Wood does not weather very well and, in around 1743, the two Tudor lions were replaced with lead sculptures, probably made by John Cheere of London. Shortly afterwards the ditch come moat was filled in and the new lions were moved closer to the gate. The Bargate lions are the oldest statues in the city but, sadly, nothing lasts forever.

Towards the end of September last year a council worker discovered the tail of one of the lions had fallen off and was laying on the ground. This was not, as some people have suggested, an act of vandalism. The tail was taken off to be examined and corrosion of the internal iron structure was found to be the problem. Two hundred and seventy odd years of standing guard in all weathers had taken their toll.

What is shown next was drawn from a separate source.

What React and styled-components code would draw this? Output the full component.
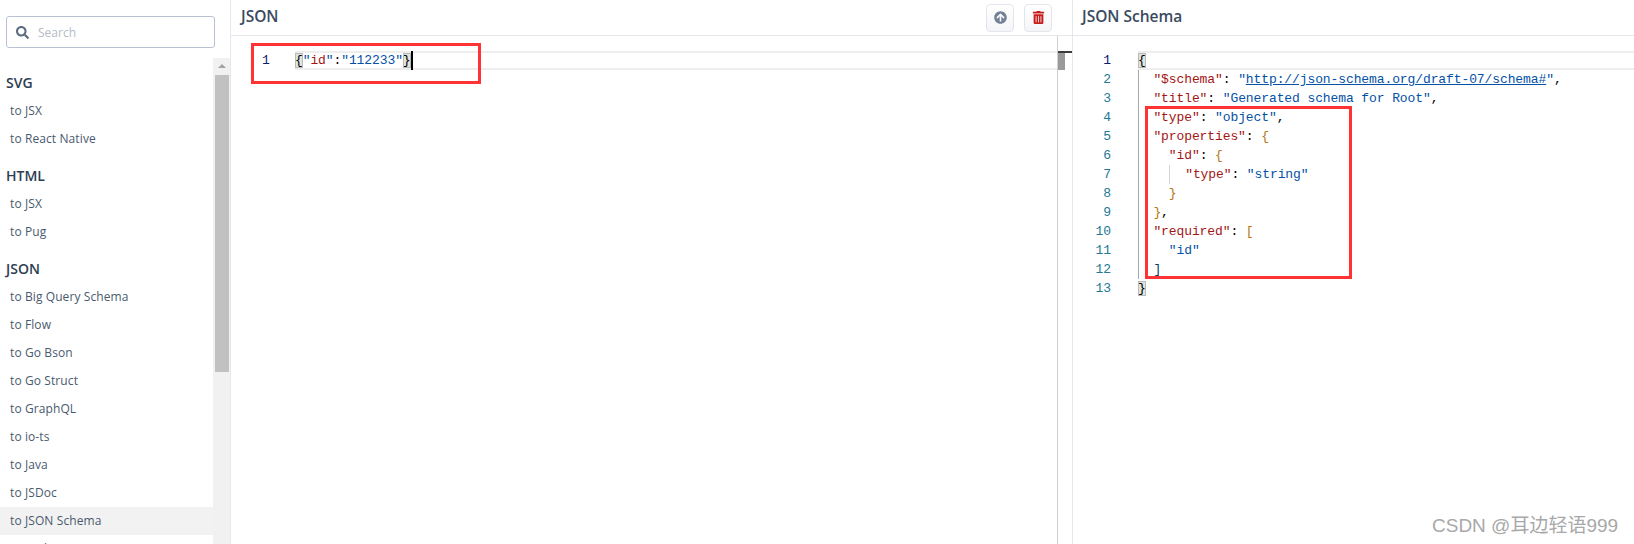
import React from 'react'
import styled, { createGlobalStyle } from 'styled-components'
import { FaArrowCircleUp, FaTrashAlt, FaSearch } from 'react-icons/fa'

const GlobalStyle = createGlobalStyle`
  html, body {
    margin: 0;
    height: 544px;
    overflow: hidden;
    background: #fff;
    font-family: "Open Sans", "Noto Sans", sans-serif;
  }
`

const groups = [
  { title: 'SVG', items: ['to JSX', 'to React Native'] },
  { title: 'HTML', items: ['to JSX', 'to Pug'] },
  {
    title: 'JSON',
    items: ['to Big Query Schema', 'to Flow', 'to Go Bson', 'to Go Struct', 'to GraphQL', 'to io-ts', 'to Java', 'to JSDoc', 'to JSON Schema', 'to Kotlin'],
  },
]

const schemaLines = [
  [['b', '{']],
  [['s', '  '], ['k', '"$schema"'], ['p', ': '], ['v', '"'], ['l', 'http://json-schema.org/draft-07/schema#'], ['v', '"'], ['p', ',']],
  [['s', '  '], ['k', '"title"'], ['p', ': '], ['v', '"Generated schema for Root"'], ['p', ',']],
  [['s', '  '], ['k', '"type"'], ['p', ': '], ['v', '"object"'], ['p', ',']],
  [['s', '  '], ['k', '"properties"'], ['p', ': '], ['o', '{']],
  [['s', '    '], ['k', '"id"'], ['p', ': '], ['o', '{']],
  [['s', '    '], ['g', ''], ['s', '  '], ['k', '"type"'], ['p', ': '], ['v', '"string"']],
  [['s', '    '], ['o', '}']],
  [['s', '  '], ['o', '}'], ['p', ',']],
  [['s', '  '], ['k', '"required"'], ['p', ': '], ['o', '[']],
  [['s', '    '], ['v', '"id"']],
  [['s', '  '], ['d', ']']],
  [['b', '}']],
]

function renderToken([type, text], key) {
  switch (type) {
    case 'k': return <Key key={key}>{text}</Key>
    case 'v': return <Str key={key}>{text}</Str>
    case 'l': return <UrlLink key={key}>{text}</UrlLink>
    case 'o': return <Bracket key={key}>{text}</Bracket>
    case 'd': return <DarkBracket key={key}>{text}</DarkBracket>
    case 'b': return <MatchBracket key={key}>{text}</MatchBracket>
    case 'g': return <IndentGuide key={key} />
    default: return <span key={key}>{text}</span>
  }
}

export default function App() {
  return (
    <Page>
      <GlobalStyle />
      <Sidebar>
        <SearchWrap>
          <SearchBox>
            <FaSearch size={13} color="#5a6b80" />
            <SearchText>Search</SearchText>
          </SearchBox>
        </SearchWrap>
        <NavArea>
          <NavList>
            {groups.map((g) => (
              <NavGroup key={g.title}>
                <GroupTitle>{g.title}</GroupTitle>
                {g.items.map((it) => (
                  <NavItem key={it} $active={it === 'to JSON Schema'}>{it}</NavItem>
                ))}
              </NavGroup>
            ))}
          </NavList>
          <ScrollTrack>
            <ScrollArrow />
            <ScrollThumb />
          </ScrollTrack>
        </NavArea>
      </Sidebar>

      <Panel $wide>
        <PanelHeader $inset={10}>
          <PanelTitle>JSON</PanelTitle>
          <Actions>
            <IconButton><FaArrowCircleUp size={13} color="#718096" /></IconButton>
            <IconButton><FaTrashAlt size={13} color="#c81e1e" /></IconButton>
          </Actions>
        </PanelHeader>
        <EditorRow>
          <Editor>
            <CodeLine>
              <LeftGutter>1</LeftGutter>
              <ActiveCode>
                <MatchBracket>{'{'}</MatchBracket>
                <Str>"</Str><Key>id</Key><Str>"</Str>:<Str>"112233"</Str>
                <MatchBracket>{'}'}</MatchBracket>
                <Cursor />
              </ActiveCode>
            </CodeLine>
            <LeftMark />
          </Editor>
          <Overview>
            <OverviewCap />
            <OverviewThumb />
          </Overview>
        </EditorRow>
      </Panel>

      <Panel>
        <PanelHeader $inset={9}>
          <PanelTitle>JSON Schema</PanelTitle>
        </PanelHeader>
        <SchemaEditor>
          {schemaLines.map((tokens, i) => {
            const first = i === 0
            const last = i === schemaLines.length - 1
            return (
              <CodeLine key={i}>
                <RightGutter $current={first}>{i + 1}</RightGutter>
                {first ? (
                  <ActiveCode>{tokens.map(renderToken)}</ActiveCode>
                ) : (
                  <GuidedCode $guide={!last}>{tokens.map(renderToken)}</GuidedCode>
                )}
              </CodeLine>
            )
          })}
          <RightMark />
        </SchemaEditor>
      </Panel>

      <Watermark>CSDN @耳边轻语999</Watermark>
    </Page>
  )
}

const Page = styled.div`
  display: flex;
  height: 544px;
  overflow: hidden;
  position: relative;
`

const Sidebar = styled.aside`
  width: 230px;
  flex: none;
  display: flex;
  flex-direction: column;
  border-right: 1px solid #e4e7ec;
  background: #fff;
`

const SearchWrap = styled.div`
  height: 58px;
  flex: none;
  padding: 16px 15px 0 6px;
  box-sizing: border-box;
`

const SearchBox = styled.div`
  height: 32px;
  box-sizing: border-box;
  border: 1px solid #b9c2d0;
  border-radius: 3px;
  display: flex;
  align-items: center;
  padding-left: 9px;
  gap: 9px;
`

const SearchText = styled.span`
  font-size: 12px;
  color: #b4bcc6;
`

const NavArea = styled.div`
  flex: 1;
  display: flex;
  min-height: 0;
`

const NavList = styled.nav`
  flex: 1;
  overflow: hidden;
  padding-top: 14px;
`

const NavGroup = styled.div`
  margin-bottom: 12px;
`

const GroupTitle = styled.div`
  height: 25px;
  line-height: 22px;
  padding-left: 6px;
  font-size: 14px;
  font-weight: 600;
  color: #2d3d52;
`

const NavItem = styled.div`
  height: 28px;
  line-height: 28px;
  padding-left: 10px;
  font-size: 12px;
  letter-spacing: 0.1px;
  color: #4a5a6e;
  background: ${(p) => (p.$active ? '#f2f2f2' : 'transparent')};
`

const ScrollTrack = styled.div`
  width: 17px;
  flex: none;
  background: #f1f1f1;
  display: flex;
  flex-direction: column;
  align-items: center;
`

const ScrollArrow = styled.div`
  margin: 6px 0 7px;
  width: 0;
  height: 0;
  border-left: 4px solid transparent;
  border-right: 4px solid transparent;
  border-bottom: 4px solid #a3a3a3;
`

const ScrollThumb = styled.div`
  width: 14px;
  height: 297px;
  background: #c1c1c1;
`

const Panel = styled.section`
  ${(p) => (p.$wide ? 'width: 841px; flex: none; border-right: 1px solid #e4e7ec;' : 'flex: 1;')}
  display: flex;
  flex-direction: column;
  min-width: 0;
  position: relative;
`

const PanelHeader = styled.header`
  height: 36px;
  flex: none;
  box-sizing: border-box;
  border-bottom: 1px solid #e4e7ec;
  display: flex;
  align-items: center;
  justify-content: space-between;
  padding: 0 20px 3px ${(p) => p.$inset}px;
`

const PanelTitle = styled.h2`
  margin: 0;
  font-size: 15.5px;
  font-weight: 600;
  color: #3a4a60;
`

const Actions = styled.div`
  display: flex;
  gap: 10px;
  margin-top: 3px;
`

const IconButton = styled.button`
  width: 28px;
  height: 28px;
  padding: 0;
  display: flex;
  align-items: center;
  justify-content: center;
  border: 1px solid #e2e6ec;
  border-radius: 4px;
  background: linear-gradient(#fff, #f4f5f7);
`

const EditorRow = styled.div`
  flex: 1;
  display: flex;
  min-height: 0;
`

const Editor = styled.div`
  flex: 1;
  padding-top: 15px;
  border-right: 1px solid #cfcfcf;
`

const SchemaEditor = styled.div`
  flex: 1;
  padding-top: 15px;
`

const CodeLine = styled.div`
  display: flex;
  height: 19px;
  line-height: 19px;
  font-family: "Liberation Mono", "DejaVu Sans Mono", monospace;
  font-size: 13px;
  letter-spacing: -0.1px;
  white-space: pre;
  color: #000;
`

const LeftGutter = styled.div`
  width: 64px;
  flex: none;
  padding-left: 31px;
  box-sizing: border-box;
  color: #0b216f;
`

const RightGutter = styled.div`
  width: 38px;
  margin-right: 27px;
  flex: none;
  text-align: right;
  color: ${(p) => (p.$current ? '#0b216f' : '#237893')};
`

const ActiveCode = styled.div`
  flex: 1;
  box-sizing: border-box;
  border-top: 2px solid #eeeeee;
  border-bottom: 2px solid #eeeeee;
  line-height: 15px;
`

const GuidedCode = styled.div`
  flex: 1;
  box-shadow: ${(p) => (p.$guide ? 'inset 1px 0 0 #a8a8a8' : 'none')};
`

const Key = styled.span`
  color: #a31515;
`

const Str = styled.span`
  color: #0451a5;
`

const UrlLink = styled.span`
  color: #0451a5;
  text-decoration: underline;
`

const Bracket = styled.span`
  color: #b5750f;
`

const DarkBracket = styled.span`
  color: #0b3a66;
`

const MatchBracket = styled.span`
  background: #dfe5dc;
  outline: 1px solid #b9b9b9;
  outline-offset: -1px;
`

const Cursor = styled.span`
  display: inline-block;
  width: 2px;
  height: 19px;
  margin-top: -2px;
  vertical-align: top;
  background: #000;
`

const IndentGuide = styled.span`
  display: inline-block;
  width: 0;
  height: 19px;
  vertical-align: top;
  border-left: 1px solid #d3d3d3;
`

const Overview = styled.div`
  width: 14px;
  flex: none;
  padding-top: 15px;
`

const OverviewCap = styled.div`
  height: 2px;
  background: #3c3c3c;
`

const OverviewThumb = styled.div`
  width: 7px;
  height: 17px;
  background: #9a9a9a;
`

const LeftMark = styled.div`
  position: absolute;
  left: 20px;
  top: 43px;
  width: 224px;
  height: 35px;
  border: 3px solid #ff3333;
`

const RightMark = styled.div`
  position: absolute;
  left: 72px;
  top: 106px;
  width: 201px;
  height: 167px;
  border: 3px solid #ff3333;
`

const Watermark = styled.div`
  position: absolute;
  left: 1432px;
  top: 510px;
  font-family: "Liberation Sans", "Noto Sans CJK SC", sans-serif;
  font-size: 19px;
  color: #a8a8a8;
  white-space: nowrap;
`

In fact, the same lion has a rather alarming looking crack across his back.

Of course, simply sticking the tail back on isn’t going to solve the problem. The council are currently consulting experts on the best way to preserve and repair the poor old lion. Hopefully they’ll find a way and the lion and his tail will soon be reunited.


By now the rain was beginning to seep through the hood of my thin coat and I was feeling quite cold. My friend was due to arrive in a few minutes so I took shelter under the Bargate Arch, walking through one of the little side gates next to the lions. Standing beneath the Bargate arch I’m always aware of the history around me, the number of feet that have walked this way over the centuries.

The city is changing rapidly right now. The new Watermark development has been a great success and I hold out a great deal of hope for the Bargate Quarter when it is finished. The one thing that never really changes is the gate itself, even if the poor lions have seen better days. Long may this continue.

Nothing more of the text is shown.